- GOAL -
In the lines below, output everything from the first line through the line containing "import React from 'react';" exactly as it is. Pictures are not part of the output.

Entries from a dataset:
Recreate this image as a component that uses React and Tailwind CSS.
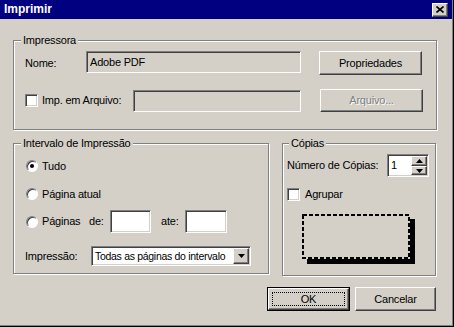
import React from 'react';

const sunken = 'border border-t-[#808080] border-l-[#808080] border-r-white border-b-white shadow-[inset_1px_1px_0_#404040,inset_-1px_-1px_0_#d4d0c8]';
const raised = 'border border-t-white border-l-white border-r-[#404040] border-b-[#404040] shadow-[inset_-1px_-1px_0_#808080] bg-[#d4d0c8]';
const etched = 'border border-[#808080] shadow-[inset_1px_1px_0_#fff,1px_1px_0_#fff]';

const Group = ({ title, legendLeft, className, children }) => (
    <div className={`relative ${etched} ${className}`}>
        <span className={`absolute -top-[7px] ${legendLeft} px-[2px] bg-[#d4d0c8] leading-[13px]`}>{title}</span>
        {children}
    </div>
);

const Checkbox = () => (
    <span className={`block w-[13px] h-[13px] bg-white shrink-0 ${sunken}`} />
);

const Radio = ({ checked }) => (
    <span className="ml-[1px] flex items-center justify-center w-[12px] h-[12px] shrink-0 rounded-full bg-white border border-t-[#808080] border-l-[#808080] border-r-white border-b-white shadow-[inset_1px_1px_0_#404040]">
        {checked && <span className="block w-[4px] h-[4px] rounded-full bg-black" />}
    </span>
);

const Arrow = ({ up }) => (
    <svg width="7" height="4" viewBox="0 0 7 4">
        <polygon points={up ? '3.5,0 7,4 0,4' : '0,0 7,0 3.5,4'} fill="#000" />
    </svg>
);

const App = () => {
    return (
        <div className="w-[454px] h-[327px] bg-[#d4d0c8] font-['Liberation_Sans',Arial,sans-serif] text-[11px] leading-[13px] tracking-[-0.2px] text-black overflow-hidden">
            <div className="w-[454px] h-[327px] border-r border-b border-black">
                <div className="w-[453px] h-[326px] border-r border-b border-[#808080] flex flex-col">
                    {/* title bar */}
                    <div className="h-[19px] bg-[#000080] flex items-center justify-between pl-[4px] pr-[4px]">
                        <span className="text-white font-bold text-[12px] tracking-normal">Imprimir</span>
                        <span className={`w-[16px] h-[14px] flex items-center justify-center ${raised}`}>
                            <svg width="8" height="7" viewBox="0 0 8 7">
                                <path d="M0.5 0.5L7.5 6.5M7.5 0.5L0.5 6.5" stroke="#000" strokeWidth="1.6" />
                            </svg>
                        </span>
                    </div>

                    <div className="flex flex-col pl-[13px]">
                        <Group title="Impressora" legendLeft="left-[7px]" className="mt-[21px] w-[424px] h-[90px]">
                            <div className="flex items-start mt-[10px] pl-[11px]">
                                <span className="w-[61px] h-[22px] flex items-center pt-[2px]">Nome:</span>
                                <div className={`${sunken} w-[215px] h-[22px] flex items-center pl-[3px]`}>Adobe PDF</div>
                                <button className={`${raised} ml-[18px] w-[103px] h-[24px]`}>Propriedades</button>
                            </div>
                            <div className="flex items-center mt-[14px] pl-[11px] h-[23px]">
                                <div className="w-[108px] flex items-center">
                                    <Checkbox />
                                    <span className="ml-[4px]">Imp. em Arquivo:</span>
                                </div>
                                <div className={`${sunken} w-[168px] h-[22px]`} />
                                <button disabled className={`${raised} ml-[19px] w-[103px] h-[23px] text-[#808080] [text-shadow:1px_1px_0_#fff]`}>Arquivo...</button>
                            </div>
                        </Group>

                        <div className="flex items-start gap-[13px] mt-[13px]">
                            <Group title="Intervalo de Impressão" legendLeft="left-[7px]" className="w-[256px] h-[131px] flex flex-col pl-[11px]">
                                <div className="flex items-center h-[22px] mt-[11px]">
                                    <Radio checked />
                                    <span className="ml-[4px]">Tudo</span>
                                </div>
                                <div className="flex items-center h-[22px] mt-[6px]">
                                    <Radio />
                                    <span className="ml-[4px]">Página atual</span>
                                </div>
                                <div className="flex items-center h-[23px] mt-[5px]">
                                    <Radio />
                                    <span className="ml-[4px] w-[47px]">Páginas</span>
                                    <span className="w-[21px]">de:</span>
                                    <div className={`${sunken} bg-white w-[41px] h-[23px]`} />
                                    <span className="ml-[10px] w-[24px]">ate:</span>
                                    <div className={`${sunken} bg-white w-[42px] h-[23px]`} />
                                </div>
                                <div className="flex items-center h-[20px] mt-[13px]">
                                    <span className="w-[66px]">Impressão:</span>
                                    <div className={`${sunken} bg-white w-[160px] h-[20px] flex items-stretch p-[1px]`}>
                                        <span className="flex-1 flex items-center pl-[2px] whitespace-nowrap overflow-hidden text-[10.5px] tracking-[-0.3px]">Todas as páginas do intervalo</span>
                                        <span className={`${raised} w-[16px] flex items-center justify-center`}>
                                            <Arrow />
                                        </span>
                                    </div>
                                </div>
                            </Group>

                            <Group title="Cópias" legendLeft="left-[6px]" className="w-[154px] h-[133px] flex flex-col pl-[4px]">
                                <div className="flex items-center h-[23px] mt-[10px]">
                                    <span className="w-[100px]">Número de Cópias:</span>
                                    <div className={`${sunken} bg-white w-[42px] h-[23px] flex p-[1px]`}>
                                        <span className="flex-1 flex items-center pl-[2px]">1</span>
                                        <div className="w-[16px] flex flex-col">
                                            <span className={`${raised} h-[10px] flex items-center justify-center`}><Arrow up /></span>
                                            <span className={`${raised} h-[9px] flex items-center justify-center`}><Arrow /></span>
                                        </div>
                                    </div>
                                </div>
                                <div className="flex items-center h-[13px] mt-[11px]">
                                    <Checkbox />
                                    <span className="ml-[5px]">Agrupar</span>
                                </div>
                                <div className="mt-[13px] ml-[15px] w-[108px] h-[45px] shadow-[5px_5px_0_#000]">
                                    <svg width="108" height="45" viewBox="0 0 108 45" className="block">
                                        <rect x="1" y="1" width="106" height="43" fill="#d4d0c8" stroke="#000" strokeWidth="2" strokeDasharray="4 2" />
                                    </svg>
                                </div>
                            </Group>
                        </div>

                        <div className="flex justify-end gap-[5px] mt-[11px] pr-[16px]">
                            <button className="w-[83px] h-[24px] border border-black">
                                <span className={`w-full h-full flex p-[3px] ${raised}`}>
                                    <span className="flex-1 flex items-center justify-center border border-dotted border-black">OK</span>
                                </span>
                            </button>
                            <button className={`${raised} w-[81px] h-[24px]`}>Cancelar</button>
                        </div>
                    </div>
                </div>
            </div>
        </div>
    );
};

export default App;
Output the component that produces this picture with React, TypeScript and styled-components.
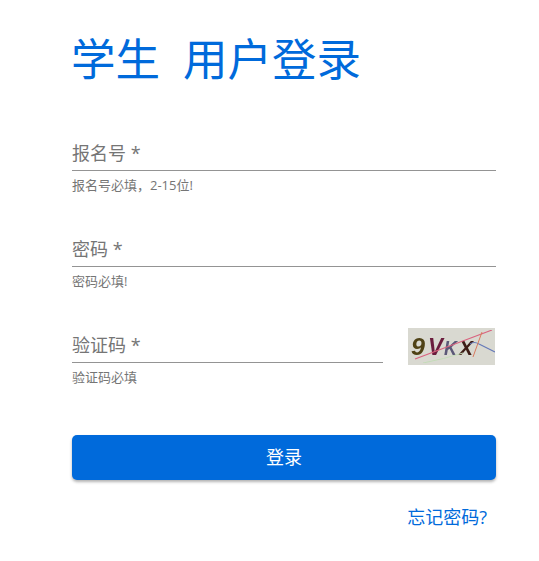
import { createGlobalStyle } from "styled-components";
import styled from "styled-components";

const GlobalStyle = createGlobalStyle`
  html, body {
    margin: 0;
    padding: 0;
    background: #fff;
    font-family: "Open Sans", "Noto Sans CJK SC", sans-serif;
  }
`;

const Page = styled.div`
  width: 424px;
  margin-left: 72px;
  padding-top: 29px;
  display: flex;
  flex-direction: column;
`;

const Title = styled.h1`
  margin: 0 0 48px -1px;
  display: flex;
  gap: 23px;
  font-size: 44.5px;
  line-height: 60px;
  font-weight: 400;
  color: #006adb;
`;

const Form = styled.form`
  display: flex;
  flex-direction: column;
  gap: 21px;
`;

const Row = styled.div`
  display: flex;
  justify-content: space-between;
`;

const Field = styled.div<{ $width: number }>`
  width: ${(p) => p.$width}px;
  height: 75px;
`;

const Label = styled.div`
  height: 33px;
  border-bottom: 1px solid #949494;
  font-size: 18px;
  line-height: 33px;
  color: #757575;
`;

const Helper = styled.div`
  margin-top: 6px;
  font-size: 13px;
  line-height: 16px;
  color: #757575;
`;

const CaptchaBox = styled.div`
  width: 87px;
  height: 37px;
  margin: -1px 1px 0 0;
`;

const Submit = styled.button`
  width: 100%;
  height: 45px;
  margin-top: 10px;
  padding: 0 0 3px;
  border: none;
  border-radius: 5px;
  background: #006adb;
  color: #fff;
  font: inherit;
  font-size: 18px;
  box-shadow: 0 2px 3px rgba(0, 0, 0, 0.3);
`;

const Footer = styled.div`
  display: flex;
  justify-content: flex-end;
  margin-top: 24px;
  padding-right: 9px;
`;

const ForgotLink = styled.a`
  font-size: 18px;
  line-height: 26px;
  color: #006adb;
  text-decoration: none;
`;

function Captcha() {
  return (
    <svg width="87" height="37" viewBox="0 0 87 37" style={{ display: "block" }}>
      <defs>
        <filter id="soft" x="0" y="0" width="100%" height="100%">
          <feGaussianBlur stdDeviation="0.4" />
        </filter>
      </defs>
      <rect x="0" y="0" width="87" height="37" fill="#d9d9d1" />
      <g filter="url(#soft)">
        <g fontFamily="'Liberation Sans', sans-serif" fontWeight="700" fontStyle="italic" fontSize="24">
          <text x="3" y="27" fill="#4f4216" textLength="14" lengthAdjust="spacingAndGlyphs">9</text>
          <text x="20" y="27" fill="#6b1f3c" textLength="15" lengthAdjust="spacingAndGlyphs">V</text>
          <text x="36" y="27" fontSize="21" fill="#5b5878" textLength="13" lengthAdjust="spacingAndGlyphs">K</text>
          <text x="51" y="27" fontSize="21" fill="#3d1c14" textLength="14" lengthAdjust="spacingAndGlyphs">X</text>
        </g>
        <path d="M7 31 L84 2" stroke="#d9637f" strokeWidth="1.2" fill="none" />
        <path d="M15 35 Q36 31 55 25" stroke="#c4dcb8" strokeWidth="1" fill="none" />
        <path d="M62 16 Q66 13 71 16 L87 24" stroke="#6478b8" strokeWidth="1.1" fill="none" />
        <path d="M74 4 L65 29" stroke="#d97a5e" strokeWidth="1" fill="none" />
      </g>
    </svg>
  );
}

export default function App() {
  return (
    <>
      <GlobalStyle />
      <Page>
        <Title>
          <span>学生</span>
          <span>用户登录</span>
        </Title>
        <Form onSubmit={(e) => e.preventDefault()}>
          <Field $width={424}>
            <Label>报名号 *</Label>
            <Helper>报名号必填，2-15位!</Helper>
          </Field>
          <Field $width={424}>
            <Label>密码 *</Label>
            <Helper>密码必填!</Helper>
          </Field>
          <Row>
            <Field $width={311}>
              <Label>验证码 *</Label>
              <Helper>验证码必填</Helper>
            </Field>
            <CaptchaBox>
              <Captcha />
            </CaptchaBox>
          </Row>
          <Submit type="submit">登录</Submit>
        </Form>
        <Footer>
          <ForgotLink href="#">忘记密码?</ForgotLink>
        </Footer>
      </Page>
    </>
  );
}
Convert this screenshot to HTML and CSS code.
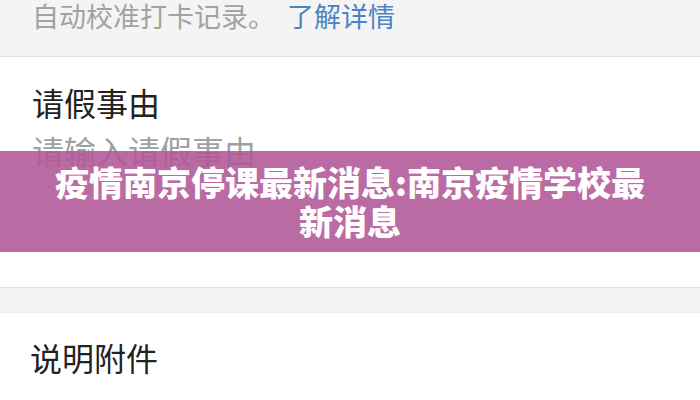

- EXERCISE RESPONSE -
Recreate this image as a component that uses React and Tailwind CSS.
import React from 'react';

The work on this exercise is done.